L’artiste sénégalais, malgré son décès, reste une figure importante de l’art contemporain sénégalais. Le titre de cette exposition rétrospective à d’ailleurs été substituer à un poème de Léopold Sédar Senghor, une œuvre que le feu artiste appréciait grandement. En faire le titre de cette exposition qui lui rend hommage devient alors une évidence. « Et je renais à la terre qui fut ma mère » transcende donc les limites d’une simple rétrospective artistique, apparaissant plutôt comme une invitation à se plonger dans l’univers particulier de Souleymane Keïta. Le public redécouvre avec couleurs et émotions ses larges panels de peinture, sa carrière atypique qui a débuté 10 ans après que le Sénégal ait été proclamé comme un État indépendant. Son parcours était également meublé par divers mouvements esthétiques en rapport aux actualités du temps. Un fait qui permet aujourd’hui d’admirer l’évolution exceptionnelle de la créativité de cet artiste africain pour répondre aux enjeux de son temps.
« Et je renais à la terre qui fut ma mère » représente un véritable voyage temporel au cœur du parcours artistique de l’artiste contemporain. La chronologie de la carrière de Souleymane Keïta fonctionne ici comme fil conducteur discret de l’exposition permettant au visiteur de s’immerger dans les divers moments de sa créativité. Comme point de départ, la rétrospective débute sur les œuvres figuratives et colorées de Souleymane Keïta mettant en avant son lien avec la première génération de l’École de Dakar suite à sa sortie de l’institut des Beaux-Arts à la fin des années 60. Cette série d’œuvres nostalgiques où il y représente des scènes du quotidien marque ses débuts ainsi que sa démarche artistique dans le temps en parfaite résonance avec le courant de la négritude de Léopold Sédar Senghor qui cherche à développer les tenants esthétiques d’un art africain. L’année 1975 est marquée par un changement dans l’approche créative de Souleymane Keïta, où il fait émerger des peintures toujours plus abstraites comme Composition I et Composition II. Ce remaniement serait dû à son premier voyage au Mali en 1974, après lequel il se réinstalle sur l’île de Gorée et décide de s’éloigner de cette figuration propre au « style de Dakar ».
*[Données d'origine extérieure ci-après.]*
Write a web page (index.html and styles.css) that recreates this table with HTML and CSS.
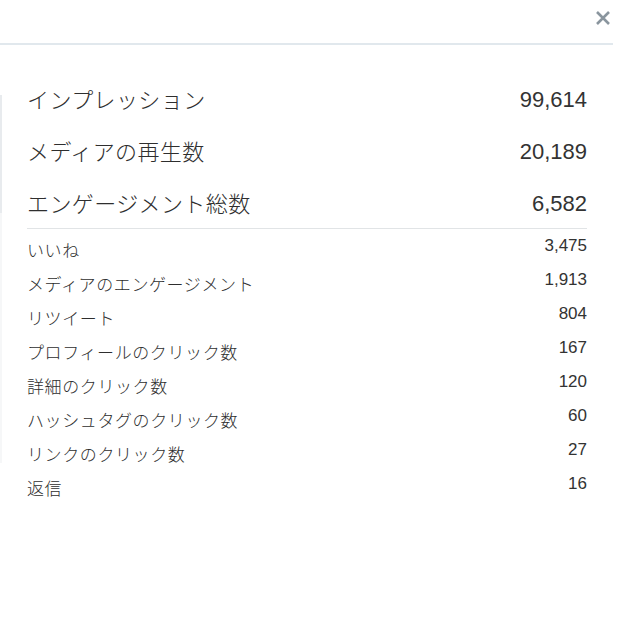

Les nombreux voyages de l’artiste sénégalais ont également servi de tremplin d’idées à la création de plusieurs de ses œuvres immersives et profondes. Sa découverte du Mali, terre de ses origines paternelles et ensuite de New-York entre 1980 à 1985 où il côtoie la scène afro-américaine en compagnie de Bill Hutson, Melvin Edwards et Ed Clark entre autres, lui permettent de faire émerger l’incroyable série d’œuvres Voyage au Mali – New York, un ensemble de peintures au travers desquelles Souleymane Keïta dépeint sa nouvelle perspective des identités complexes africaines.
Son retour sur l’Île de Gorée au Sénégal de 1985 à 1995 est marqué par une période transitoire où l’artiste contemporain expérimente diverses techniques picturales influencées par le mouvement américain de l’expressionnisme abstrait et par la richesse de la nature environnante de son île d’habitation notamment Pleine Lune à Gorée, Full Moon, Études des Sardines.
En 1995, Souleymane Keïta quitte Gorée pour s’installer à Dakar, donnant ainsi naissance à une période artistique marquante. C’est à Dakar que l’artiste façonne certaines de ses séries emblématiques telles que les « Chemises du Chasseur » et les « Scarifications », enrichies progressivement de matières et de textiles évoquant symboliquement la culture mandingue qui l’anime. Les deux dernières décennies de sa vie sont dédiées à l’accomplissement de sa quête esthétique vers l’abstraction sensorielle, donnant naissance à des œuvres sombres et profondément puissantes, révélant ainsi la genèse de l’univers artistique de Souleymane Keïta.
Cette ligne chronologique qui conduit la découverte de l’exposition rétrospective « Et je renais à la terre qui fut ma mère » , facilite une compréhension profonde du travail de Souleymane Keïta. Toutefois, l’habileté créative de l’artiste et l’harmonie des œuvres dans leur ensemble, permettent de se soustraire à cette ligne d’analyse sans pour autant déconstruire l’essence et la portée de l’exposition. La découverte des travaux de l’artiste est donc libre, selon la toile qui captive au premier abord le regard du public dakarois. Tel un chef d’orchestre depuis l’au-delà ayant prédit le dérouler de cette présentation artistique, Souleymane Keïta a conçu ses œuvres de telle sorte qu’elles soient en parfaite connexion entre elles et les époques, représentant à elle seule, un guide envoûtant de cette exposition rétrospective.
Les Éditions Cécile Fakhoury profitent également de l’événement « Et je renais à la terre qui fut ma mère », pour le lancement en avant-première à Dakar de l’ouvrage monographique Souleymane Keïta (avril 2024).